** BEGIN Dataset **

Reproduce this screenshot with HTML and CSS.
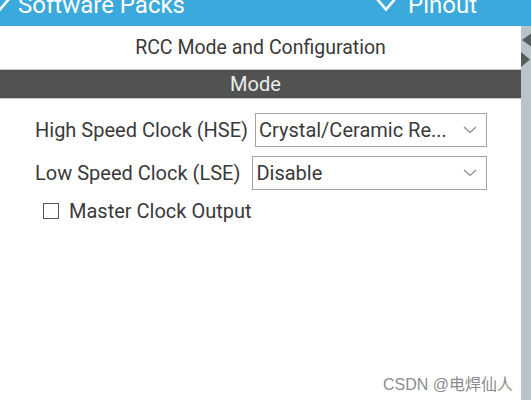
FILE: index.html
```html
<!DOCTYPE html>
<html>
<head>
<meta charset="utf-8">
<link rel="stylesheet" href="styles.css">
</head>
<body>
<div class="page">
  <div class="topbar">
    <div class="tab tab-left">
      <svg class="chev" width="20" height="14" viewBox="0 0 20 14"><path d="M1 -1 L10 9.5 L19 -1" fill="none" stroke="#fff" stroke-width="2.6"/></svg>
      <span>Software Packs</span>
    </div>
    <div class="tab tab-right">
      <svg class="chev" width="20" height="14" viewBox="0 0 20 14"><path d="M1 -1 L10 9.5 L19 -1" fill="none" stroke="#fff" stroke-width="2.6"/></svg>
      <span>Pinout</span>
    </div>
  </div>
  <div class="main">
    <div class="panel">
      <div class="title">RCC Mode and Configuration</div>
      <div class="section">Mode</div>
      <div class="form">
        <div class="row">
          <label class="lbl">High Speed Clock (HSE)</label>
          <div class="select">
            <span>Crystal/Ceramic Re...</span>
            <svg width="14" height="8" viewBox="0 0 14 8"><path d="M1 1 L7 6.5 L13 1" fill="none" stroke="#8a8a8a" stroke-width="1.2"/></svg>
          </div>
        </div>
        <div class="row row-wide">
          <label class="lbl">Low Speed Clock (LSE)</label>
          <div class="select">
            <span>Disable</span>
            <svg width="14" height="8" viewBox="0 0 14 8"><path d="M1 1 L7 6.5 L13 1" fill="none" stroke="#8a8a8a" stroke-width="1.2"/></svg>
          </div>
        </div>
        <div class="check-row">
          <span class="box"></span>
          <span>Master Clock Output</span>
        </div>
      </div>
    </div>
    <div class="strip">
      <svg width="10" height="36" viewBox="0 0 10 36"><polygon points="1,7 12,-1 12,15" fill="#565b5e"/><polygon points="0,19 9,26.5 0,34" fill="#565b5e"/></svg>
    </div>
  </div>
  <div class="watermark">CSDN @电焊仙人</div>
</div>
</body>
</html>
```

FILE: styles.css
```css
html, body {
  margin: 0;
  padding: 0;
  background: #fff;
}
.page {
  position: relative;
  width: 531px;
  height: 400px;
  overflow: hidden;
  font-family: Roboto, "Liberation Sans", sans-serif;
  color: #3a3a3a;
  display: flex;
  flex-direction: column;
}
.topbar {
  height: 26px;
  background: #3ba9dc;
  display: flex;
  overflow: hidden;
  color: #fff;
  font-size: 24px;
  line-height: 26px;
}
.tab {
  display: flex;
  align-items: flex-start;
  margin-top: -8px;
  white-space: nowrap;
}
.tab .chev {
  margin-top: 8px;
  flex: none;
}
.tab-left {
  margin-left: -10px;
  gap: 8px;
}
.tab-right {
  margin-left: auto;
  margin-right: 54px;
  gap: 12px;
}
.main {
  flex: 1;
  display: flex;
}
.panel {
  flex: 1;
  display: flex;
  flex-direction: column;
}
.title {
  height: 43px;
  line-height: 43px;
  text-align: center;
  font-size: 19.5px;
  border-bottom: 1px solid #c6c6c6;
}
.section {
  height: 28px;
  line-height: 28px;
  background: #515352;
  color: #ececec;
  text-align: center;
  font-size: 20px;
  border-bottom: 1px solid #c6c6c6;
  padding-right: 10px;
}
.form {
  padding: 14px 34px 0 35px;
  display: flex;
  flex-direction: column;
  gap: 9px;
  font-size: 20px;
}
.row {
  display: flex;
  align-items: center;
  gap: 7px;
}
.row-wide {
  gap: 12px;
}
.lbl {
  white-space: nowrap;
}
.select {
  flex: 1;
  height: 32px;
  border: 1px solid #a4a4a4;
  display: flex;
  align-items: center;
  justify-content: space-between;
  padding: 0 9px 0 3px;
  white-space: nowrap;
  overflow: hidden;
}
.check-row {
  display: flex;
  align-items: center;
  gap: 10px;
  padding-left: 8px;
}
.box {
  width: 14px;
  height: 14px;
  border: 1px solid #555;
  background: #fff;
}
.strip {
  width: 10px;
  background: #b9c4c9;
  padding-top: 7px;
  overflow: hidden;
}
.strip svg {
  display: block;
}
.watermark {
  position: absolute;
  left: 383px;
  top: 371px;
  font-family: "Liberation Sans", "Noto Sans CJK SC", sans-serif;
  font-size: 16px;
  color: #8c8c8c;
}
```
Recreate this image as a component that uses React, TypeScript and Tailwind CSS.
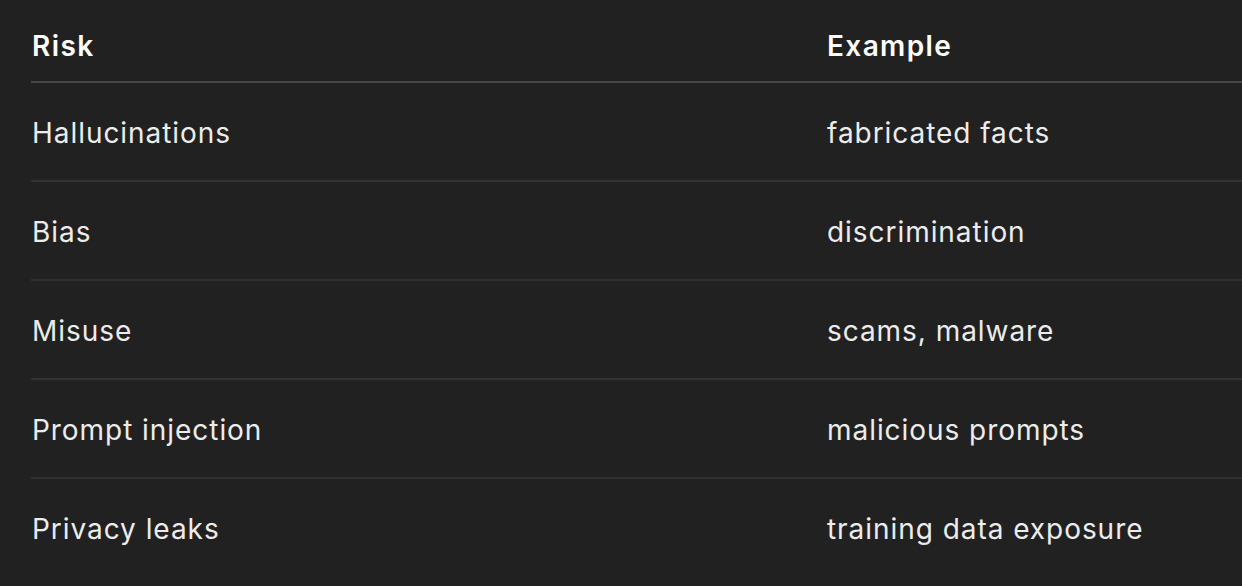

** END Dataset **

Without including the pictures, reproduce all entries exactly.

Reproduce this screenshot with HTML and CSS.
FILE: index.html
```html
<!DOCTYPE html>
<html>
<head>
<meta charset="utf-8">
<link rel="stylesheet" href="styles.css">
</head>
<body>
<div class="page">
  <div class="topbar">
    <div class="tab tab-left">
      <svg class="chev" width="20" height="14" viewBox="0 0 20 14"><path d="M1 -1 L10 9.5 L19 -1" fill="none" stroke="#fff" stroke-width="2.6"/></svg>
      <span>Software Packs</span>
    </div>
    <div class="tab tab-right">
      <svg class="chev" width="20" height="14" viewBox="0 0 20 14"><path d="M1 -1 L10 9.5 L19 -1" fill="none" stroke="#fff" stroke-width="2.6"/></svg>
      <span>Pinout</span>
    </div>
  </div>
  <div class="main">
    <div class="panel">
      <div class="title">RCC Mode and Configuration</div>
      <div class="section">Mode</div>
      <div class="form">
        <div class="row">
          <label class="lbl">High Speed Clock (HSE)</label>
          <div class="select">
            <span>Crystal/Ceramic Re...</span>
            <svg width="14" height="8" viewBox="0 0 14 8"><path d="M1 1 L7 6.5 L13 1" fill="none" stroke="#8a8a8a" stroke-width="1.2"/></svg>
          </div>
        </div>
        <div class="row row-wide">
          <label class="lbl">Low Speed Clock (LSE)</label>
          <div class="select">
            <span>Disable</span>
            <svg width="14" height="8" viewBox="0 0 14 8"><path d="M1 1 L7 6.5 L13 1" fill="none" stroke="#8a8a8a" stroke-width="1.2"/></svg>
          </div>
        </div>
        <div class="check-row">
          <span class="box"></span>
          <span>Master Clock Output</span>
        </div>
      </div>
    </div>
    <div class="strip">
      <svg width="10" height="36" viewBox="0 0 10 36"><polygon points="1,7 12,-1 12,15" fill="#565b5e"/><polygon points="0,19 9,26.5 0,34" fill="#565b5e"/></svg>
    </div>
  </div>
  <div class="watermark">CSDN @电焊仙人</div>
</div>
</body>
</html>
```

FILE: styles.css
```css
html, body {
  margin: 0;
  padding: 0;
  background: #fff;
}
.page {
  position: relative;
  width: 531px;
  height: 400px;
  overflow: hidden;
  font-family: Roboto, "Liberation Sans", sans-serif;
  color: #3a3a3a;
  display: flex;
  flex-direction: column;
}
.topbar {
  height: 26px;
  background: #3ba9dc;
  display: flex;
  overflow: hidden;
  color: #fff;
  font-size: 24px;
  line-height: 26px;
}
.tab {
  display: flex;
  align-items: flex-start;
  margin-top: -8px;
  white-space: nowrap;
}
.tab .chev {
  margin-top: 8px;
  flex: none;
}
.tab-left {
  margin-left: -10px;
  gap: 8px;
}
.tab-right {
  margin-left: auto;
  margin-right: 54px;
  gap: 12px;
}
.main {
  flex: 1;
  display: flex;
}
.panel {
  flex: 1;
  display: flex;
  flex-direction: column;
}
.title {
  height: 43px;
  line-height: 43px;
  text-align: center;
  font-size: 19.5px;
  border-bottom: 1px solid #c6c6c6;
}
.section {
  height: 28px;
  line-height: 28px;
  background: #515352;
  color: #ececec;
  text-align: center;
  font-size: 20px;
  border-bottom: 1px solid #c6c6c6;
  padding-right: 10px;
}
.form {
  padding: 14px 34px 0 35px;
  display: flex;
  flex-direction: column;
  gap: 9px;
  font-size: 20px;
}
.row {
  display: flex;
  align-items: center;
  gap: 7px;
}
.row-wide {
  gap: 12px;
}
.lbl {
  white-space: nowrap;
}
.select {
  flex: 1;
  height: 32px;
  border: 1px solid #a4a4a4;
  display: flex;
  align-items: center;
  justify-content: space-between;
  padding: 0 9px 0 3px;
  white-space: nowrap;
  overflow: hidden;
}
.check-row {
  display: flex;
  align-items: center;
  gap: 10px;
  padding-left: 8px;
}
.box {
  width: 14px;
  height: 14px;
  border: 1px solid #555;
  background: #fff;
}
.strip {
  width: 10px;
  background: #b9c4c9;
  padding-top: 7px;
  overflow: hidden;
}
.strip svg {
  display: block;
}
.watermark {
  position: absolute;
  left: 383px;
  top: 371px;
  font-family: "Liberation Sans", "Noto Sans CJK SC", sans-serif;
  font-size: 16px;
  color: #8c8c8c;
}
```
Recreate this image as a component that uses React, TypeScript and Tailwind CSS.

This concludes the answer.